When the CDC agreed to sponsor a dose reconstruction effort to determine radiation doses to Idahoans, Rickards was delighted.

The study began in 1992. He helped advise the study starting in 1993 and was officially made a member of the panel in 1995.

"I was removed from the panel in 2002, so I officially served seven years, but actually served and worked with CDC for nine years," he noted.

Now, Rickards said bitterly, he thinks the panel was established "to provide the illusion of openness and honesty."

"It basically took two years . . . before I could see they actually had no intention of reviewing real doses," he said.

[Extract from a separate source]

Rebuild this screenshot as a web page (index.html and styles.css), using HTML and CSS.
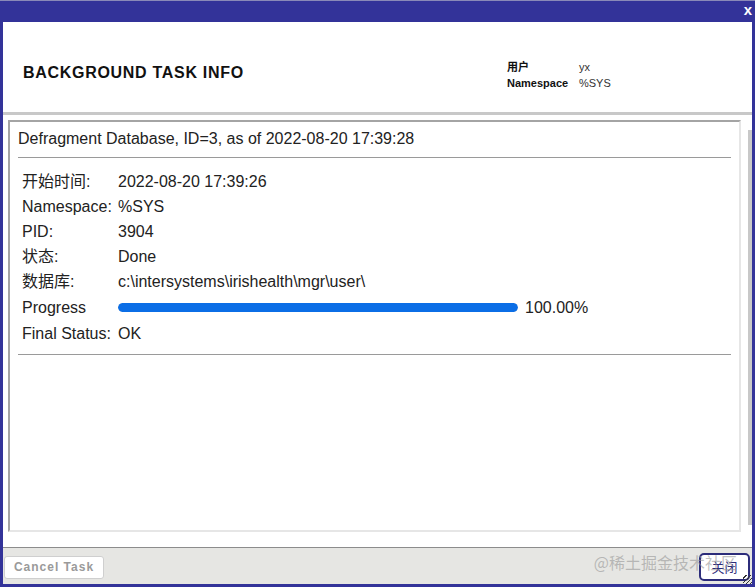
FILE: index.html
```html
<!DOCTYPE HTML>
<html>

<head>
    <title>Background Task Info</title>
    <meta name="viewport" content="width=device-width, initial-scale=1">
    <link rel="stylesheet" href="styles.css">
</head>

<body>
    <div class="dialog">
        <div class="titlebar">
            <span class="close-x">x</span>
        </div>

        <div class="dialog-body">
            <!-- page header -->
            <div class="header">
                <h1>BACKGROUND TASK INFO</h1>
                <table class="userinfo">
                    <tr><th>用户</th><td>yx</td></tr>
                    <tr><th>Namespace</th><td>%SYS</td></tr>
                </table>
            </div>
            <div class="header-line"></div>

            <div class="main">
                <div class="taskbox">
                    <div class="task-title">Defragment Database, ID=3, as of 2022-08-20 17:39:28</div>
                    <hr class="rule">
                    <table class="details">
                        <tr><td class="lbl">开始时间:</td><td>2022-08-20 17:39:26</td></tr>
                        <tr><td class="lbl">Namespace:</td><td>%SYS</td></tr>
                        <tr><td class="lbl">PID:</td><td>3904</td></tr>
                        <tr><td class="lbl">状态:</td><td>Done</td></tr>
                        <tr><td class="lbl">数据库:</td><td>c:\intersystems\irishealth\mgr\user\</td></tr>
                        <tr class="row-progress">
                            <td class="lbl">Progress</td>
                            <td>
                                <div class="progress-wrap">
                                    <div class="progress"><div class="progress-fill" style="width: 100%;"></div></div>
                                    <span>100.00%</span>
                                </div>
                            </td>
                        </tr>
                        <tr><td class="lbl">Final Status:</td><td>OK</td></tr>
                    </table>
                    <hr class="rule">
                </div>
                <div class="scroll-strip"></div>
            </div>

            <div class="footer">
                <button class="btn-cancel">Cancel Task</button>
                <button class="btn-close">关闭</button>
                <span class="watermark">@稀土掘金技术社区</span>
                <span class="grip"></span>
            </div>
        </div>
    </div>
</body>

</html>
```

FILE: styles.css
```css
html, body {
    margin: 0;
    padding: 0;
    height: 100%;
    font-family: "Liberation Sans", Arial, "Noto Sans CJK SC", sans-serif;
    color: #222;
}

.dialog {
    box-sizing: border-box;
    height: 587px;
    width: 755px;
    display: flex;
    flex-direction: column;
    border: 3px solid #333399;
    border-top: none;
    background-color: #fff;
}

.titlebar {
    height: 22px;
    background-color: #333399;
    border-top: 1px solid #8a8ab8;
    box-sizing: border-box;
    display: flex;
    justify-content: flex-end;
    align-items: center;
    margin: 0 -3px;
}

.close-x {
    color: #fff;
    font-weight: bold;
    font-size: 15px;
    padding-right: 3px;
    line-height: 14px;
    margin-top: -3px;
}

.dialog-body {
    flex: 1;
    display: flex;
    flex-direction: column;
    position: relative;
}

.header {
    height: 90px;
    display: flex;
    align-items: center;
    padding-left: 20px;
}

.header h1 {
    font-size: 16px;
    font-weight: bold;
    margin: 0;
    margin-top: 12px;
    letter-spacing: 0.7px;
    color: #111;
    width: 484px;
}

.userinfo {
    border-collapse: collapse;
    font-size: 11px;
    margin-top: 15px;
}

.userinfo th {
    text-align: left;
    font-weight: bold;
    padding: 0 4px 0 0;
    width: 68px;
    line-height: 16px;
    color: #111;
}

.userinfo td {
    padding: 0;
    line-height: 16px;
    color: #333;
}

.header-line {
    height: 3px;
    background-color: #c8c8c8;
}

.main {
    flex: 1;
    display: flex;
    padding: 5px 0 0 5px;
}

.taskbox {
    box-sizing: border-box;
    width: 734px;
    height: 412px;
    border: 2px solid #e6e6e6;
    border-top-color: #a4a4a4;
    border-left-color: #a4a4a4;
    padding: 7px 8px 0 8px;
}

.task-title {
    font-size: 16px;
    line-height: 20px;
}

.rule {
    border: none;
    border-top: 1px solid #9a9a9a;
    margin: 8px 0 0 0;
}

.details {
    border-collapse: collapse;
    margin: 11px 0 7px 2px;
    font-size: 16px;
}

.details td {
    padding: 2px 2px;
    line-height: 21px;
    white-space: nowrap;
}

.details td.lbl {
    width: 92px;
}

.row-progress td {
    padding-top: 3px;
    padding-bottom: 3px;
}

.progress-wrap {
    display: flex;
    align-items: center;
    gap: 7px;
}

.progress {
    width: 400px;
    height: 9px;
    border-radius: 5px;
    background-color: #e0e0e0;
    overflow: hidden;
}

.progress-fill {
    height: 100%;
    background-color: #0b6ee6;
    border-radius: 5px;
}

.scroll-strip {
    width: 4px;
    height: 395px;
    margin: 10px 0 0 7px;
    background-color: #c8c8c8;
}

.footer {
    height: 36px;
    background-color: #e6e6e3;
    border-top: 1px solid #8c8c8c;
    display: flex;
    align-items: center;
    justify-content: space-between;
    padding: 0 2px 0 1px;
    position: relative;
}

.btn-cancel {
    height: 23px;
    width: 100px;
    background-color: #fff;
    border: 1px solid #cfcfcf;
    border-radius: 3px;
    color: #9a9a9a;
    font-family: "Liberation Sans", Arial, sans-serif;
    font-weight: bold;
    font-size: 12px;
    letter-spacing: 1px;
    padding: 0;
    margin-top: 2px;
}

.btn-close {
    height: 28px;
    width: 51px;
    background-color: #fff;
    border: 2px solid #2c2c7a;
    border-radius: 5px;
    color: #2c2c7a;
    font-family: "Noto Sans CJK SC", sans-serif;
    font-size: 13px;
    padding: 0;
    margin-top: 1px;
}

.watermark {
    position: absolute;
    right: 15px;
    top: 2px;
    font-family: "Noto Sans CJK SC", sans-serif;
    font-size: 16px;
    color: rgba(150, 150, 150, 0.6);
    pointer-events: none;
}

.grip {
    position: absolute;
    right: 0;
    bottom: 0;
    width: 9px;
    height: 9px;
    background: repeating-linear-gradient(135deg, transparent 0 2px, #333 2px 3px);
}
```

One issue that concerned him involved how much radiation area residents received from fallout drifting into Idaho after open-air atomic bomb blasts at the Nevada Test Site, in addition to the lab's releases.

"I had been told that the alarms used to go off frequently" in the lab. "They would check the equipment and nothing had melted down or anything at that moment." The cause was fallout.

Other fallout data were gathered in the period, he said. Weekly samples of Iodine-131 were taken from dairies around the lab from 1957 onward. "They have spikes in that data from Nevada Test Site," he said.